- [TASK REQUIREMENTS] Make an exact copy of all the material below, apart from the pictures.

━━━

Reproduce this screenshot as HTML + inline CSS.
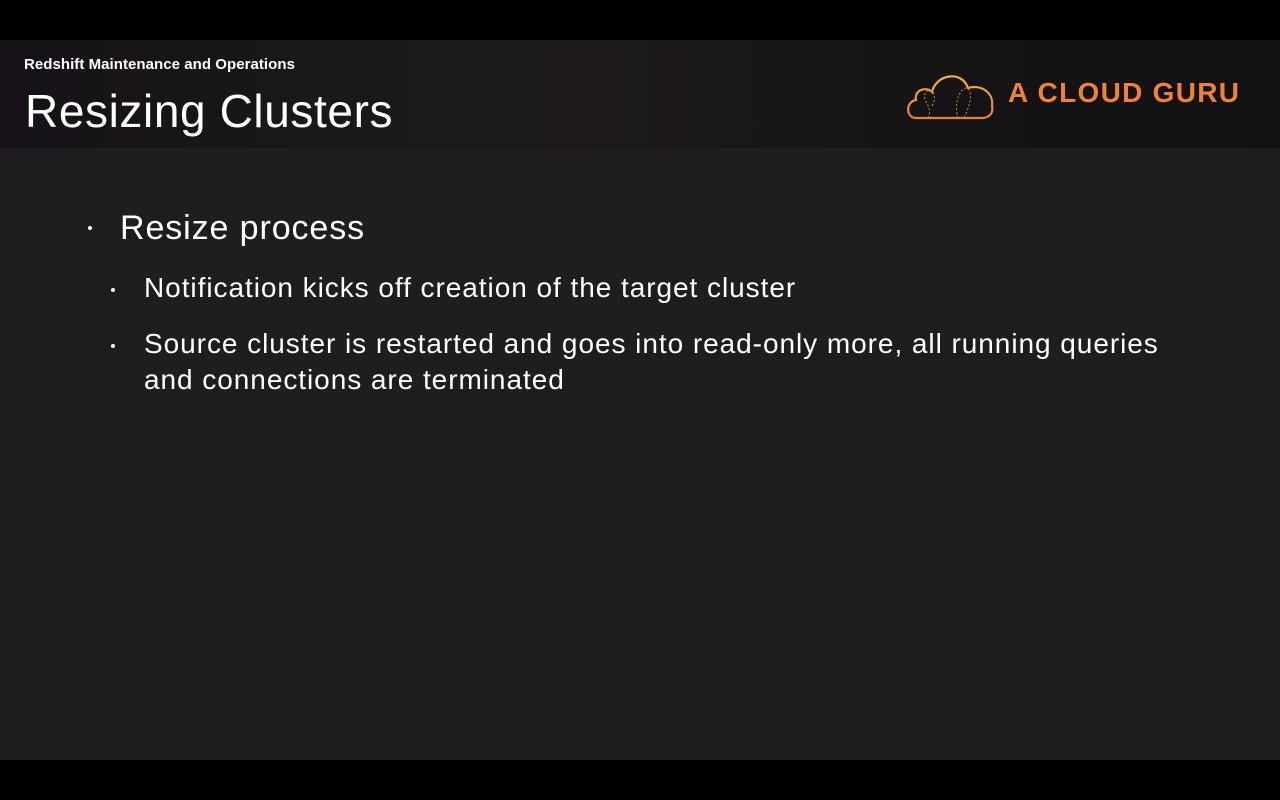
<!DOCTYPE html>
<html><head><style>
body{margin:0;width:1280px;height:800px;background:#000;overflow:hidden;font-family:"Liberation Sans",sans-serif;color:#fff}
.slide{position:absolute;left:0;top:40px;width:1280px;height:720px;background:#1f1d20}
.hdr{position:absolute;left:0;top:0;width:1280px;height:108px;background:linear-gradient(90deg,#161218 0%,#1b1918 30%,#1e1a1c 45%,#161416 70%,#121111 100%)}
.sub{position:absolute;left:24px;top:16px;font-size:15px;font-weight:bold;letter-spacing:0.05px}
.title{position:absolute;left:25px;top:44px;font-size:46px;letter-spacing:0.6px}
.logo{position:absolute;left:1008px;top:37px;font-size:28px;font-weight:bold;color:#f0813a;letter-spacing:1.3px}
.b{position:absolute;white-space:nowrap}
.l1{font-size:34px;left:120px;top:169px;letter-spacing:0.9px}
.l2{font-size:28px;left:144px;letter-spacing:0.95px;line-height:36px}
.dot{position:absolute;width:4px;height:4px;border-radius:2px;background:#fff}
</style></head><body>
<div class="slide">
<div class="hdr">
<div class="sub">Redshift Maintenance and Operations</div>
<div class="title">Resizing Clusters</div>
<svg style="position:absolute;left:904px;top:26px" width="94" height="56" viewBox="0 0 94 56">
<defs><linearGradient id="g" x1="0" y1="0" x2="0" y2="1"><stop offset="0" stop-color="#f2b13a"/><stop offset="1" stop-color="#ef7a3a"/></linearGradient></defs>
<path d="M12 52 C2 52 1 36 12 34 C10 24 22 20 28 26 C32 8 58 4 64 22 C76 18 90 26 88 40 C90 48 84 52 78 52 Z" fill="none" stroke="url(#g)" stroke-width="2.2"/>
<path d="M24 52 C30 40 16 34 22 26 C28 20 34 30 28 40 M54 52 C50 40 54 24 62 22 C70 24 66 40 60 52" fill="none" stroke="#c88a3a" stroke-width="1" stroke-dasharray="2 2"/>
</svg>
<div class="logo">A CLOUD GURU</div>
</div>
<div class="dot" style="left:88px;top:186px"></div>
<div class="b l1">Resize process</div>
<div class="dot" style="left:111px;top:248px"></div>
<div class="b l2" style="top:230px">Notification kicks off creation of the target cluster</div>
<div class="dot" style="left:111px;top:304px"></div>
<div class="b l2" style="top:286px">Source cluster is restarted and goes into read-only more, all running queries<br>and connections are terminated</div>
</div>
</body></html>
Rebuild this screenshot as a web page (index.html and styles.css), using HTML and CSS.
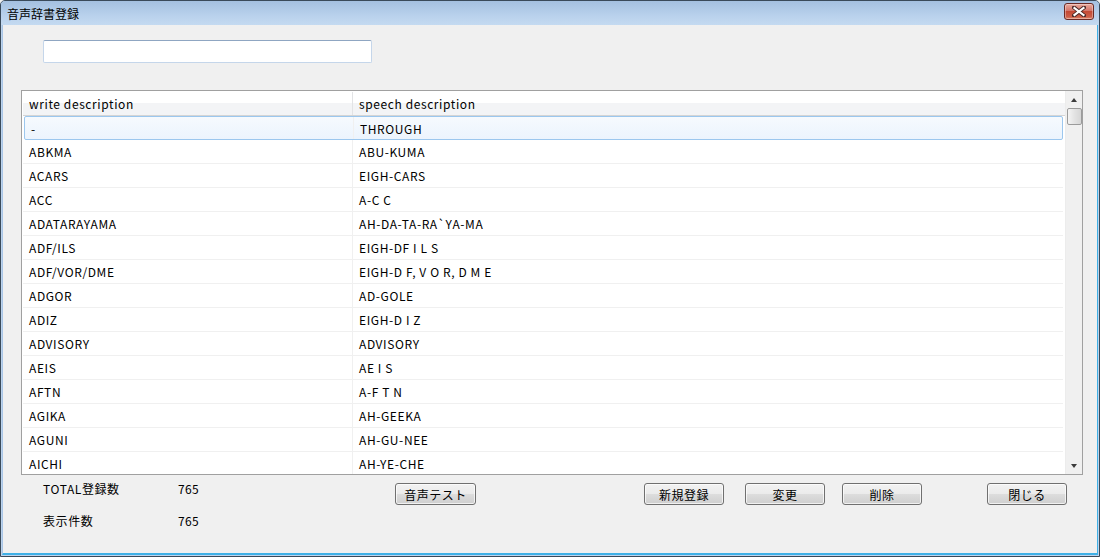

━━━

- [EXERCISE RESPONSE]
Reproduce this screenshot as HTML + inline CSS.
<!DOCTYPE html>
<html><head><style>
body{margin:0;width:1280px;height:800px;background:#000;overflow:hidden;font-family:"Liberation Sans",sans-serif;color:#fff}
.slide{position:absolute;left:0;top:40px;width:1280px;height:720px;background:#1f1d20}
.hdr{position:absolute;left:0;top:0;width:1280px;height:108px;background:linear-gradient(90deg,#161218 0%,#1b1918 30%,#1e1a1c 45%,#161416 70%,#121111 100%)}
.sub{position:absolute;left:24px;top:16px;font-size:15px;font-weight:bold;letter-spacing:0.05px}
.title{position:absolute;left:25px;top:44px;font-size:46px;letter-spacing:0.6px}
.logo{position:absolute;left:1008px;top:37px;font-size:28px;font-weight:bold;color:#f0813a;letter-spacing:1.3px}
.b{position:absolute;white-space:nowrap}
.l1{font-size:34px;left:120px;top:169px;letter-spacing:0.9px}
.l2{font-size:28px;left:144px;letter-spacing:0.95px;line-height:36px}
.dot{position:absolute;width:4px;height:4px;border-radius:2px;background:#fff}
</style></head><body>
<div class="slide">
<div class="hdr">
<div class="sub">Redshift Maintenance and Operations</div>
<div class="title">Resizing Clusters</div>
<svg style="position:absolute;left:904px;top:26px" width="94" height="56" viewBox="0 0 94 56">
<defs><linearGradient id="g" x1="0" y1="0" x2="0" y2="1"><stop offset="0" stop-color="#f2b13a"/><stop offset="1" stop-color="#ef7a3a"/></linearGradient></defs>
<path d="M12 52 C2 52 1 36 12 34 C10 24 22 20 28 26 C32 8 58 4 64 22 C76 18 90 26 88 40 C90 48 84 52 78 52 Z" fill="none" stroke="url(#g)" stroke-width="2.2"/>
<path d="M24 52 C30 40 16 34 22 26 C28 20 34 30 28 40 M54 52 C50 40 54 24 62 22 C70 24 66 40 60 52" fill="none" stroke="#c88a3a" stroke-width="1" stroke-dasharray="2 2"/>
</svg>
<div class="logo">A CLOUD GURU</div>
</div>
<div class="dot" style="left:88px;top:186px"></div>
<div class="b l1">Resize process</div>
<div class="dot" style="left:111px;top:248px"></div>
<div class="b l2" style="top:230px">Notification kicks off creation of the target cluster</div>
<div class="dot" style="left:111px;top:304px"></div>
<div class="b l2" style="top:286px">Source cluster is restarted and goes into read-only more, all running queries<br>and connections are terminated</div>
</div>
</body></html>
Rebuild this screenshot as a web page (index.html and styles.css), using HTML and CSS.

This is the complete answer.